透明だと思っていたガラスに、小さな小さな傷が何度もついて、いつの間にか擦りガラスのようになってたことに気付いた人たちなのかもしれない。
クリアだと思っていた視界が急に遮断されたらそりゃ驚くだろうし、蓄積された小さな傷は大きなダメージになり、一歩間違えればガラス自体が粉々に割れてしまう。
なぜこんなに傷ついてしまったのか、小さな傷の一つ一つに目を凝らしてみたら、傷つけられた瞬間が連続してフラッシュバックし、それに付随する怒りも連続して湧きあがり、傷だらけの怒れるおじさんが生まれるのかもしれない。

こんなこと書いている自分自身も何に傷ついてるのかよくわかっていない。
わけのわからないタイミングでトリガーが引かれ、ムスっとしてみたり、悲しくなったりする。至極めんどくさいが、この小さな傷の痛みをいちいち感じて都度対処していないと、何もかもに怒れるヤバおじさんに自分はなってしまう予感がしているので、生きるの下手だなあと思いながらもアップダウンを繰り返している。

ー痛いって言えない

男の子たちは、目に見える大きめの傷(デカいとは言わない)には大騒ぎするが、目に見えない小さな傷には鈍感だ。
いちいち痛いと声を上げていたら、弱いと思われてしまうから。鈍感にならざるを得ない。

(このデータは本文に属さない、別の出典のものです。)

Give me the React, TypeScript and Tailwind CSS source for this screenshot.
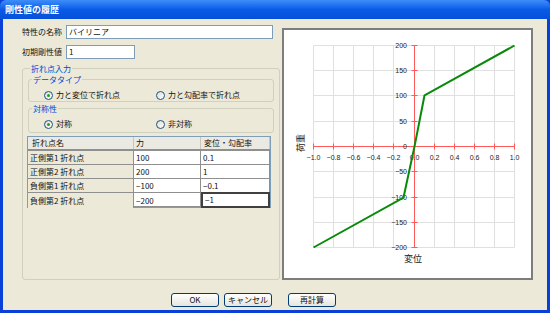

私のベストフレンドである女友達と登山に行ったとき、僕は彼女にこう言われた。
「ケガだけはしないでよ。ジジイのケガが一番引くから。」と。
そのときは、大笑いして深く納得してしまったのだけど、助けを求められず、強く痛がることもできず、ヘラヘラするしかできないおじさんを想像すると胸が苦しくなる。

古傷だらけのおじさんはハードボイルドだけど、生傷だらけのおじさんは痛々しい。

んー。果たしてそうか? もちろん四六時中痛いと聞かされたらそれもそれで鬱陶しいと思ってしまうのも事実なのだけど、勲章のような古傷より、今ある小さな生傷を見せてくれたほうがいいのに、と30歳を過ぎてから思うことが増えた。

ふと今一瞬、「痛い痛い」と泣きじゃくっている男の姿を想像してみた。


え、めちゃくちゃ愛しやすいかも。